Kiah, a Tennessee-born singer-songwriter steeped in country, blues and gospel, was “floored and very moved” when Giddens asked her to participate.

“I really enjoyed digging into different aspects of [the] sociopolitical history of African Americans with this project,” she said. “I’m here in the present, I’m alive and able to write these songs, because of the pain and suffering of these people who came before me. What better way to give back, to honor that history of struggle, than to tell their stories?”

Kiah co-wrote three of the songs on the album: “Black Myself,” “Blood And Bones” and “Polly Ann’s Hammer.” The four women gathered in Lafayette, Louisiana, and shared a rental home for about 12 days, fusing their creative processes and minds through the music.

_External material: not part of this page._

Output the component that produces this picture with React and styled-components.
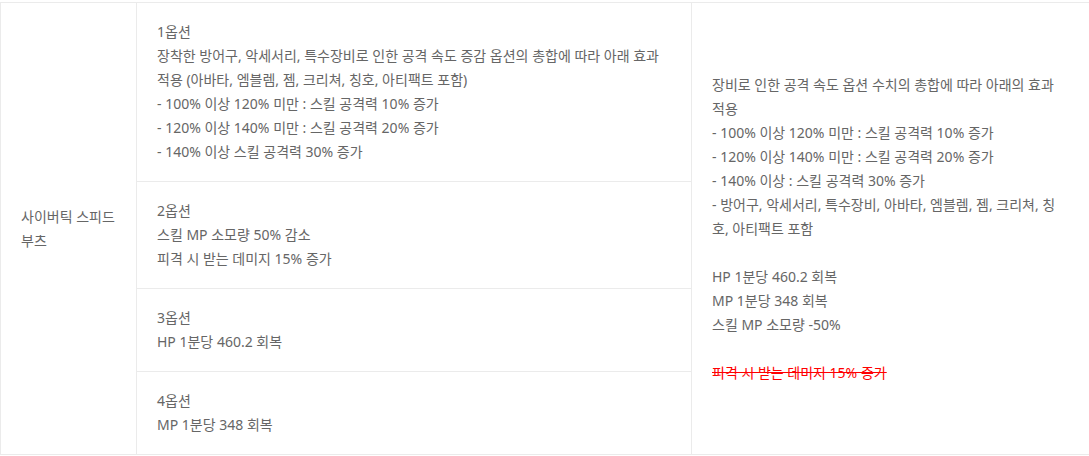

“It was my first time co-writing with other songwriters. I have always been hesitant to co-write, because of my intimidation,” Kiah admitted. “But at that time, I couldn’t think of a better way to get over my hang-ups than to go through this process with these women. ... To be able to get in a room and talk to each other about our experiences as black women in the Americana music world, and the situations that we’ve faced. It was the first time that we’ve been able to talk about that.”

“Polly Ann’s Hammer” is an imagined epilogue to the legendary tale of John Henry, said Russell, who co-wrote it with Kiah.

“Everybody knows the story of John Henry, this incredibly powerful black man,” Russell said. “[The folk song’s lyrics have] a cast-off line about his woman, Polly Ann, but you never hear about her again. It made me think of how so many black women’s stories haven’t been told, and that we’ve had to write our own history in a way.”